Savings should be treated as a family habit, not a private endeavor. Describe multiple savings pockets: an emergency fund, a shared goals reserve, and a long-term fund for major purchases. Set realistic targets and celebrate milestones when accounts reach benchmarks. Teach kids the concept of delayed gratification by linking small sacrifices today to larger rewards tomorrow. Involve family members in deciding what constitutes meaningful savings and how much to contribute each month. Regularly review progress and adjust contributions to accommodate changes in income or priorities, reinforcing that saving is an ongoing commitment, not a one-time event.
A section on earning and income diversification can inspire agency. Include ideas for age-appropriate chores, small side projects, or entrepreneurial ventures that teach value creation and time management. Establish fair compensation standards and a transparent method for evaluating effort and outcomes. Encourage discussions about opportunities for skill development, such as budgeting, marketing, or basic bookkeeping. By foregrounding earning alongside spending and saving, families cultivate a balanced financial mindset that supports responsibility, ambition, and mutual trust.
The glossary and appendix of the handbook should be concise and accessible. Define common terms in plain language, like expense, revenue, interest, liquidity, and diversification, so everyone can participate in conversations confidently. Include a quick reference for the family’s operating routines: payment dates, loan terms, and key contacts. A sample monthly statement or dashboard can illustrate how all pieces fit together, making the document tangible rather than theoretical. Provide space for notes, updates, and evolving practices. A well-annotated appendix helps new family members acclimate quickly and keeps the handbook relevant across generations.

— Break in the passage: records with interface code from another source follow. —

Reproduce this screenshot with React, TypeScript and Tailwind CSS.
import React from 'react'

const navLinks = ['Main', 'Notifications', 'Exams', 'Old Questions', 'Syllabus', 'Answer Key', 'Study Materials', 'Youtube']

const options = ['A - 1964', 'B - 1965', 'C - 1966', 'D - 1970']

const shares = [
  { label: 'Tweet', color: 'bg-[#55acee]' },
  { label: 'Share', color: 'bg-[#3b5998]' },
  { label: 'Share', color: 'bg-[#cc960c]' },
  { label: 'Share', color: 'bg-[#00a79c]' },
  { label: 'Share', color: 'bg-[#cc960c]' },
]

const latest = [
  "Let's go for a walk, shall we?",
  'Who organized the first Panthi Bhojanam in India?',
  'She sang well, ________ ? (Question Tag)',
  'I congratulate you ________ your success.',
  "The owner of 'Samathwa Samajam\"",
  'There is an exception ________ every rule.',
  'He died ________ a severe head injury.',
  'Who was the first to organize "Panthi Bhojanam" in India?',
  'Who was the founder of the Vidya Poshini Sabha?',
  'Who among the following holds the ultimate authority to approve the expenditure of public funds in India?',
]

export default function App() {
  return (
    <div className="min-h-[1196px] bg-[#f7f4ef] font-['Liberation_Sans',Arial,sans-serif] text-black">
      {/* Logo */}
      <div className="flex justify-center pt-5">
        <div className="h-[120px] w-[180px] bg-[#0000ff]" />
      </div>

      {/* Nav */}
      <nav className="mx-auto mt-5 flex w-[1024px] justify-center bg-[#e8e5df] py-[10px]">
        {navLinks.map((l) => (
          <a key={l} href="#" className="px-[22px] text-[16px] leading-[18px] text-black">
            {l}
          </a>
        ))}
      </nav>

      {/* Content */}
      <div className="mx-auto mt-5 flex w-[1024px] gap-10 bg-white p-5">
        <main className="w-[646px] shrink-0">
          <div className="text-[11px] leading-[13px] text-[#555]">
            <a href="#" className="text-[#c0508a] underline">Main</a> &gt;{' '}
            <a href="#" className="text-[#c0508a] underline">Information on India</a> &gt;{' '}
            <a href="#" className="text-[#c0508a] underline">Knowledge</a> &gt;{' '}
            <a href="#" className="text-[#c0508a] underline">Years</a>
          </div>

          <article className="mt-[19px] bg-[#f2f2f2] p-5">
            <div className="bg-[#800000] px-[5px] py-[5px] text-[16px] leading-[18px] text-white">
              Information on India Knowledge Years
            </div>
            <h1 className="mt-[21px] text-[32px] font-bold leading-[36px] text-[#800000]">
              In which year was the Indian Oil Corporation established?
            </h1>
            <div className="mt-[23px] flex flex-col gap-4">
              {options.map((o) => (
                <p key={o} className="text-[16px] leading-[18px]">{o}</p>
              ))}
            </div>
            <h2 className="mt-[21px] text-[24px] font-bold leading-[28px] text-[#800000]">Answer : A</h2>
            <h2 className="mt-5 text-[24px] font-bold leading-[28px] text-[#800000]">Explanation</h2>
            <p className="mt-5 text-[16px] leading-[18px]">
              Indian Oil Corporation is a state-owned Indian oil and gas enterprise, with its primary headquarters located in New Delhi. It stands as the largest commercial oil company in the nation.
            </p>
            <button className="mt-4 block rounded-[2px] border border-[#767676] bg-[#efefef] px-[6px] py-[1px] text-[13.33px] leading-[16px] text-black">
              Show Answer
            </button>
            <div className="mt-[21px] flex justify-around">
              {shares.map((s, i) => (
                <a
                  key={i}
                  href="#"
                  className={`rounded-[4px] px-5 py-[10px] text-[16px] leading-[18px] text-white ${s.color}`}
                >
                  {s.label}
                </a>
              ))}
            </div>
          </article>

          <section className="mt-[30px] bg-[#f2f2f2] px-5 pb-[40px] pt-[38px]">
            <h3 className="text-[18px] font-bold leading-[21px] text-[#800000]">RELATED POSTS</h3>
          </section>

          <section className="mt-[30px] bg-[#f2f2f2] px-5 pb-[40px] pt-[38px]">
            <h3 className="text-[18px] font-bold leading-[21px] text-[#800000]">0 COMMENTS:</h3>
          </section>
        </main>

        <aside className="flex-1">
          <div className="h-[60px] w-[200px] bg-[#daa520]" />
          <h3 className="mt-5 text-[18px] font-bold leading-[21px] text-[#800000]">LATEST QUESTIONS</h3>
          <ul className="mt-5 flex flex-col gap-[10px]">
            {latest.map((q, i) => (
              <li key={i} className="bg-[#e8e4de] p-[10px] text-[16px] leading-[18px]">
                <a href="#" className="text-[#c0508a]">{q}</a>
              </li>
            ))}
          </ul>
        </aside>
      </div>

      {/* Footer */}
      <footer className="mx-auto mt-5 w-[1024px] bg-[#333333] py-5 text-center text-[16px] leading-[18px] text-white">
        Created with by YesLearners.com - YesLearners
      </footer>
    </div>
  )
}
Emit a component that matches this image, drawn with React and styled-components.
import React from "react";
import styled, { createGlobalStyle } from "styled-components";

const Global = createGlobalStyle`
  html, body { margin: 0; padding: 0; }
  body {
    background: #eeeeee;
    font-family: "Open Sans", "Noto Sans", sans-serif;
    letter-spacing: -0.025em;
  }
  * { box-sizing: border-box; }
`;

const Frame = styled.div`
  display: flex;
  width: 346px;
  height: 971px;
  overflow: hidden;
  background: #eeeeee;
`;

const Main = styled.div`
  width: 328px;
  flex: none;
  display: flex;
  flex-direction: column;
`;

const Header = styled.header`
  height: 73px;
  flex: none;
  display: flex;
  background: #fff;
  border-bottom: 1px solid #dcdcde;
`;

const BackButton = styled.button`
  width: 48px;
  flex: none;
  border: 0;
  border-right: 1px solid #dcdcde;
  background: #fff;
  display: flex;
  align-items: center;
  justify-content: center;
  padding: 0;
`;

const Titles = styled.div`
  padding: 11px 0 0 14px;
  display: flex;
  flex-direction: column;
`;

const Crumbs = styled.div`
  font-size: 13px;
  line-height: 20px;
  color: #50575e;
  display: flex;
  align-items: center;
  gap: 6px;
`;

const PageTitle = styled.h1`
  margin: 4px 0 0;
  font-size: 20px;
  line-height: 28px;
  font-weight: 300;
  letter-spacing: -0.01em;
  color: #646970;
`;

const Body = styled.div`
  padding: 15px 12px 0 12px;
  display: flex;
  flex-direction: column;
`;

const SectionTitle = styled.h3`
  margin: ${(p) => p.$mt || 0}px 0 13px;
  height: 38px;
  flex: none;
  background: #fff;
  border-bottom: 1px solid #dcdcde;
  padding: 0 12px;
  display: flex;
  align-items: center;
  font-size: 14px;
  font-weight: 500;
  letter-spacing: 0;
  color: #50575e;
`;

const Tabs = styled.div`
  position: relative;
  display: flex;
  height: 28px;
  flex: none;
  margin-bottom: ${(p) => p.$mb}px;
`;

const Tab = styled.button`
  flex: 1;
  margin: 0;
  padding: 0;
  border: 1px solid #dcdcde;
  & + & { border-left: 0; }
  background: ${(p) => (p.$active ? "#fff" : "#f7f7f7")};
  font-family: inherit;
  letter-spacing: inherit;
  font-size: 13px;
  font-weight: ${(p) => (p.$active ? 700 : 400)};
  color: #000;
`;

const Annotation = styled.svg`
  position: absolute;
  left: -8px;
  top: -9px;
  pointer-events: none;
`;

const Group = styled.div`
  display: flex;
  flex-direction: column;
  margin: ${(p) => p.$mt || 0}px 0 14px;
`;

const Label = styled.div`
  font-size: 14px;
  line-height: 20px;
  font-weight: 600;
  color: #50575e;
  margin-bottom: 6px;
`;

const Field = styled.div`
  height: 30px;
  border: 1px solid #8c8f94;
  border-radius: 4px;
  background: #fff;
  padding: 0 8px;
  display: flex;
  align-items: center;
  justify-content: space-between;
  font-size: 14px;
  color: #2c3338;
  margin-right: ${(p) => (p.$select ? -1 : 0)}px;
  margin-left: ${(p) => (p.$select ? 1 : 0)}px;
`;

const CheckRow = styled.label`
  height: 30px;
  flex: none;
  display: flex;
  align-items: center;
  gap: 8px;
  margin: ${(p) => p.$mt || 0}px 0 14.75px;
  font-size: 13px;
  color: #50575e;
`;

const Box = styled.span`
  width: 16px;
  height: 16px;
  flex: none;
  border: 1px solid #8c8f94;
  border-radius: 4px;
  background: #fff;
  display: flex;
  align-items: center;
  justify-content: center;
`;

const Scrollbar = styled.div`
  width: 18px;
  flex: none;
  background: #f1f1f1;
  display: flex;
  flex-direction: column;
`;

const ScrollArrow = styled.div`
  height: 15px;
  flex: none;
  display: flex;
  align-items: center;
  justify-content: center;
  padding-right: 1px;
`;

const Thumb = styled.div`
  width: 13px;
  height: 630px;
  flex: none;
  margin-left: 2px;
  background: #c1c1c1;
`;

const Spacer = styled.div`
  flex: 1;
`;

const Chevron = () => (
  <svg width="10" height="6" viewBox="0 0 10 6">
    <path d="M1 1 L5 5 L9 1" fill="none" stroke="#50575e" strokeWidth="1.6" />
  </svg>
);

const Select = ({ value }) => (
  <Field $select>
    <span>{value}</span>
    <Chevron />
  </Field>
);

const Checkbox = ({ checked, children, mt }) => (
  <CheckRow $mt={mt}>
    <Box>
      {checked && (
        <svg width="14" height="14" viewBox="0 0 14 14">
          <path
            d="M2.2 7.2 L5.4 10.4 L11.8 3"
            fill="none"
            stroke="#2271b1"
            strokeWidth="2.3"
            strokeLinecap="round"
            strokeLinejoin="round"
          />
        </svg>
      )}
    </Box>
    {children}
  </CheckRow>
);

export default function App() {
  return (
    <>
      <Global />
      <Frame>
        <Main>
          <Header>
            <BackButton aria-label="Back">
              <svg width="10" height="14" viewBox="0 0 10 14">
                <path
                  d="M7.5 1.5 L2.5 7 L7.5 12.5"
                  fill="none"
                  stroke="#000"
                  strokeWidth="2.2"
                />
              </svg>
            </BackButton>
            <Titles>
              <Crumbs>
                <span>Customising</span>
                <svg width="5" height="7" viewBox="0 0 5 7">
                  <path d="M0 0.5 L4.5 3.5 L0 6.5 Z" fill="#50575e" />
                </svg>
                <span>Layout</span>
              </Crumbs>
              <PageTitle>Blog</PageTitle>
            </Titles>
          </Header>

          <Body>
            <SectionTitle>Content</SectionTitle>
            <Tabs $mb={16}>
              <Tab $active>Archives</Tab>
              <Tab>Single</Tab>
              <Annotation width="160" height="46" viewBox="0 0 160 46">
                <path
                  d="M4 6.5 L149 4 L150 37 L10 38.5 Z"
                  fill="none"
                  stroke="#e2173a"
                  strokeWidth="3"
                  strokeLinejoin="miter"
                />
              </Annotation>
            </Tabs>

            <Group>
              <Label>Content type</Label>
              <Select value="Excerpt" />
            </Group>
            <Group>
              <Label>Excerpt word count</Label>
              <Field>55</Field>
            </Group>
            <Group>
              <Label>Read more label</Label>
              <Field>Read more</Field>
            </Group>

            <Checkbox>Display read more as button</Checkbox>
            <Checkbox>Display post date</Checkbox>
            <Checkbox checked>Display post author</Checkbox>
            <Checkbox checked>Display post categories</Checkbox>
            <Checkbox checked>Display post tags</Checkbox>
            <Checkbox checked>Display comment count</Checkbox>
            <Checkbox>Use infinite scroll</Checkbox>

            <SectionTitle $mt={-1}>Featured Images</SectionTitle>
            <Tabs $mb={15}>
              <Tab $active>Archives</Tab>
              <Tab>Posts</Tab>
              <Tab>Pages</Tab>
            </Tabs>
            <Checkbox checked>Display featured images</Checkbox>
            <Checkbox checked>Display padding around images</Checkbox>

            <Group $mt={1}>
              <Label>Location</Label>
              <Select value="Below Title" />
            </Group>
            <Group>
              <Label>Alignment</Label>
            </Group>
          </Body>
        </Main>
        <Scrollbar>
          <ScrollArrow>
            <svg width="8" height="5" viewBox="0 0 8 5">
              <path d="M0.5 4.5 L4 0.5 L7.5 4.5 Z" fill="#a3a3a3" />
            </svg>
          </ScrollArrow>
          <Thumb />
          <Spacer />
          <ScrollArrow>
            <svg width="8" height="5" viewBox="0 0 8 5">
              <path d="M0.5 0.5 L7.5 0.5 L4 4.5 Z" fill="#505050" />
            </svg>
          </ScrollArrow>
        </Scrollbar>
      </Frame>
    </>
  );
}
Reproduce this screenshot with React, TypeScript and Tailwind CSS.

Finally, consider how you will maintain and refresh the handbook over time. Designate a regular review schedule—perhaps every six months or after major life events—to update goals, adjust budgets, and refine norms. Assign a keeper of the handbook who coordinates revisions, invites input from others, and prevents drift from the family’s values. Preserve versions to track progress and lessons learned, celebrating resilience and growth. With thoughtful maintenance, the handbook becomes a trusted companion that evolves with your family, guiding decisions with clarity, empathy, and shared responsibility.